─── SOURCE MATERIAL ───

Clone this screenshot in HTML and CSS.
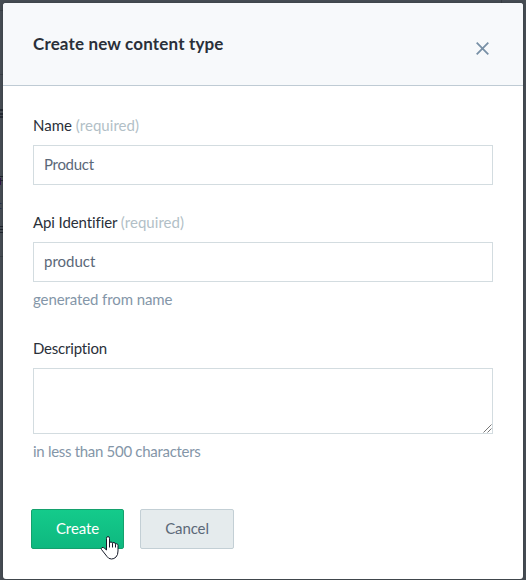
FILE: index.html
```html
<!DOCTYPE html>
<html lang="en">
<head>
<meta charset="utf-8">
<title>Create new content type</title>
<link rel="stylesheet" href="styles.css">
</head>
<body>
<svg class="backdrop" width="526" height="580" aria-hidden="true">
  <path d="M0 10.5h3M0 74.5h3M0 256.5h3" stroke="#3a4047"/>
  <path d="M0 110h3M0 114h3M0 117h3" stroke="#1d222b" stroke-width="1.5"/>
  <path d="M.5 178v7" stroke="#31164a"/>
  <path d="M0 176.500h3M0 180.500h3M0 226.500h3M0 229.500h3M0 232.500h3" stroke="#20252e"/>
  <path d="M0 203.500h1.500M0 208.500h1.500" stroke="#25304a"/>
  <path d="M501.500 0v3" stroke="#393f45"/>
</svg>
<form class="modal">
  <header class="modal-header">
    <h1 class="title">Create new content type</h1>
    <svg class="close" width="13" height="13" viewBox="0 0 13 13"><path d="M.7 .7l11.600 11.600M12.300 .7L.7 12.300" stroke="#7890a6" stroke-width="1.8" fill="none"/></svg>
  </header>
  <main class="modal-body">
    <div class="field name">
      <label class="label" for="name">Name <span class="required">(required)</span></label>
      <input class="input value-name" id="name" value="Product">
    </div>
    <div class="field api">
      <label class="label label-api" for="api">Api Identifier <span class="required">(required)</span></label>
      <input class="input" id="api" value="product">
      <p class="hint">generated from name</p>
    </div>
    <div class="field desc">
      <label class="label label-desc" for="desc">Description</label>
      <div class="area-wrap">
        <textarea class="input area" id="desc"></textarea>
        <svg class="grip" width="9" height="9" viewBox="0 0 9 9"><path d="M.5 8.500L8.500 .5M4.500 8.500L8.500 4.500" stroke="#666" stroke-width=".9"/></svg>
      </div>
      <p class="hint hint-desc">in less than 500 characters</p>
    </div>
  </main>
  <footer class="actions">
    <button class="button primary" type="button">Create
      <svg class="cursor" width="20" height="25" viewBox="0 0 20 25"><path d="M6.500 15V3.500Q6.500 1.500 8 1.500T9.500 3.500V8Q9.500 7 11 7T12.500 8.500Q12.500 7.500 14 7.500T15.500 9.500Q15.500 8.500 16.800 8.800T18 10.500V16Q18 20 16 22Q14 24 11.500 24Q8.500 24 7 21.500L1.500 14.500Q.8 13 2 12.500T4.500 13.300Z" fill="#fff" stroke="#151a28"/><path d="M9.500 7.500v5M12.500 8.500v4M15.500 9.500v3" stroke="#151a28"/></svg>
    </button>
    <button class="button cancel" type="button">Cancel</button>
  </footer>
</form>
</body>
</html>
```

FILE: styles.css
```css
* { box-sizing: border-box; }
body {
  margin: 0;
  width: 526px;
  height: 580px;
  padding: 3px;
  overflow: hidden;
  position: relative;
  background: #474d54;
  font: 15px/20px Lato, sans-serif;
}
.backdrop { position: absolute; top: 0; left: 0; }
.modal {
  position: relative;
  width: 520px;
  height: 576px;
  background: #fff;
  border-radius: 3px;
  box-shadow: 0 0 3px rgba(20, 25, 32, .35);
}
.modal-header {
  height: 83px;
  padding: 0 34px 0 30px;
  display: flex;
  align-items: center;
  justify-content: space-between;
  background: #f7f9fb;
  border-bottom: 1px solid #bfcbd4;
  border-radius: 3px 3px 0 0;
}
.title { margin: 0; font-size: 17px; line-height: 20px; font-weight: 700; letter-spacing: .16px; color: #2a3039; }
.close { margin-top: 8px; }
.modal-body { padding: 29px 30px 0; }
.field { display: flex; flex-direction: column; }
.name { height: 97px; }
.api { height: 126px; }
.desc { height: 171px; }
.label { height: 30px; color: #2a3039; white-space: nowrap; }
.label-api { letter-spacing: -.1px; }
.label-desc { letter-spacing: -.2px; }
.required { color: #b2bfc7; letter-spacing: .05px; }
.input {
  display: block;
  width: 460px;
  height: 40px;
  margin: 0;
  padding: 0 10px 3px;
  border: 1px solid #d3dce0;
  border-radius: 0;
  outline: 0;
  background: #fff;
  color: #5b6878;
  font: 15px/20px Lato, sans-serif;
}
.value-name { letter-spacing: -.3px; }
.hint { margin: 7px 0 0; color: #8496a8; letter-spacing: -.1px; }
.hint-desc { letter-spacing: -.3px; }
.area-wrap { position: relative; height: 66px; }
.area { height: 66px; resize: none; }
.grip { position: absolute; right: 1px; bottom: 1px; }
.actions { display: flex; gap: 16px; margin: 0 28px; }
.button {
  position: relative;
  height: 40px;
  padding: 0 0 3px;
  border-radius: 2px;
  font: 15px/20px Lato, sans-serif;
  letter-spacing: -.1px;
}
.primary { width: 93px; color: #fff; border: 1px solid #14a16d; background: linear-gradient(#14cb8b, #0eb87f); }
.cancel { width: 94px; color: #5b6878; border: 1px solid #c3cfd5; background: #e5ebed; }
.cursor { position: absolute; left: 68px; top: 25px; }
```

───

## WHAT IS BEING ASKED:
Print out the lines exactly, skipping any picture.

## REPLY:
Clone this screenshot in HTML and CSS.
FILE: index.html
```html
<!DOCTYPE html>
<html lang="en">
<head>
<meta charset="utf-8">
<title>Create new content type</title>
<link rel="stylesheet" href="styles.css">
</head>
<body>
<svg class="backdrop" width="526" height="580" aria-hidden="true">
  <path d="M0 10.5h3M0 74.5h3M0 256.5h3" stroke="#3a4047"/>
  <path d="M0 110h3M0 114h3M0 117h3" stroke="#1d222b" stroke-width="1.5"/>
  <path d="M.5 178v7" stroke="#31164a"/>
  <path d="M0 176.500h3M0 180.500h3M0 226.500h3M0 229.500h3M0 232.500h3" stroke="#20252e"/>
  <path d="M0 203.500h1.500M0 208.500h1.500" stroke="#25304a"/>
  <path d="M501.500 0v3" stroke="#393f45"/>
</svg>
<form class="modal">
  <header class="modal-header">
    <h1 class="title">Create new content type</h1>
    <svg class="close" width="13" height="13" viewBox="0 0 13 13"><path d="M.7 .7l11.600 11.600M12.300 .7L.7 12.300" stroke="#7890a6" stroke-width="1.8" fill="none"/></svg>
  </header>
  <main class="modal-body">
    <div class="field name">
      <label class="label" for="name">Name <span class="required">(required)</span></label>
      <input class="input value-name" id="name" value="Product">
    </div>
    <div class="field api">
      <label class="label label-api" for="api">Api Identifier <span class="required">(required)</span></label>
      <input class="input" id="api" value="product">
      <p class="hint">generated from name</p>
    </div>
    <div class="field desc">
      <label class="label label-desc" for="desc">Description</label>
      <div class="area-wrap">
        <textarea class="input area" id="desc"></textarea>
        <svg class="grip" width="9" height="9" viewBox="0 0 9 9"><path d="M.5 8.500L8.500 .5M4.500 8.500L8.500 4.500" stroke="#666" stroke-width=".9"/></svg>
      </div>
      <p class="hint hint-desc">in less than 500 characters</p>
    </div>
  </main>
  <footer class="actions">
    <button class="button primary" type="button">Create
      <svg class="cursor" width="20" height="25" viewBox="0 0 20 25"><path d="M6.500 15V3.500Q6.500 1.500 8 1.500T9.500 3.500V8Q9.500 7 11 7T12.500 8.500Q12.500 7.500 14 7.500T15.500 9.500Q15.500 8.500 16.800 8.800T18 10.500V16Q18 20 16 22Q14 24 11.500 24Q8.500 24 7 21.500L1.500 14.500Q.8 13 2 12.500T4.500 13.300Z" fill="#fff" stroke="#151a28"/><path d="M9.500 7.500v5M12.500 8.500v4M15.500 9.500v3" stroke="#151a28"/></svg>
    </button>
    <button class="button cancel" type="button">Cancel</button>
  </footer>
</form>
</body>
</html>
```

FILE: styles.css
```css
* { box-sizing: border-box; }
body {
  margin: 0;
  width: 526px;
  height: 580px;
  padding: 3px;
  overflow: hidden;
  position: relative;
  background: #474d54;
  font: 15px/20px Lato, sans-serif;
}
.backdrop { position: absolute; top: 0; left: 0; }
.modal {
  position: relative;
  width: 520px;
  height: 576px;
  background: #fff;
  border-radius: 3px;
  box-shadow: 0 0 3px rgba(20, 25, 32, .35);
}
.modal-header {
  height: 83px;
  padding: 0 34px 0 30px;
  display: flex;
  align-items: center;
  justify-content: space-between;
  background: #f7f9fb;
  border-bottom: 1px solid #bfcbd4;
  border-radius: 3px 3px 0 0;
}
.title { margin: 0; font-size: 17px; line-height: 20px; font-weight: 700; letter-spacing: .16px; color: #2a3039; }
.close { margin-top: 8px; }
.modal-body { padding: 29px 30px 0; }
.field { display: flex; flex-direction: column; }
.name { height: 97px; }
.api { height: 126px; }
.desc { height: 171px; }
.label { height: 30px; color: #2a3039; white-space: nowrap; }
.label-api { letter-spacing: -.1px; }
.label-desc { letter-spacing: -.2px; }
.required { color: #b2bfc7; letter-spacing: .05px; }
.input {
  display: block;
  width: 460px;
  height: 40px;
  margin: 0;
  padding: 0 10px 3px;
  border: 1px solid #d3dce0;
  border-radius: 0;
  outline: 0;
  background: #fff;
  color: #5b6878;
  font: 15px/20px Lato, sans-serif;
}
.value-name { letter-spacing: -.3px; }
.hint { margin: 7px 0 0; color: #8496a8; letter-spacing: -.1px; }
.hint-desc { letter-spacing: -.3px; }
.area-wrap { position: relative; height: 66px; }
.area { height: 66px; resize: none; }
.grip { position: absolute; right: 1px; bottom: 1px; }
.actions { display: flex; gap: 16px; margin: 0 28px; }
.button {
  position: relative;
  height: 40px;
  padding: 0 0 3px;
  border-radius: 2px;
  font: 15px/20px Lato, sans-serif;
  letter-spacing: -.1px;
}
.primary { width: 93px; color: #fff; border: 1px solid #14a16d; background: linear-gradient(#14cb8b, #0eb87f); }
.cancel { width: 94px; color: #5b6878; border: 1px solid #c3cfd5; background: #e5ebed; }
.cursor { position: absolute; left: 68px; top: 25px; }
```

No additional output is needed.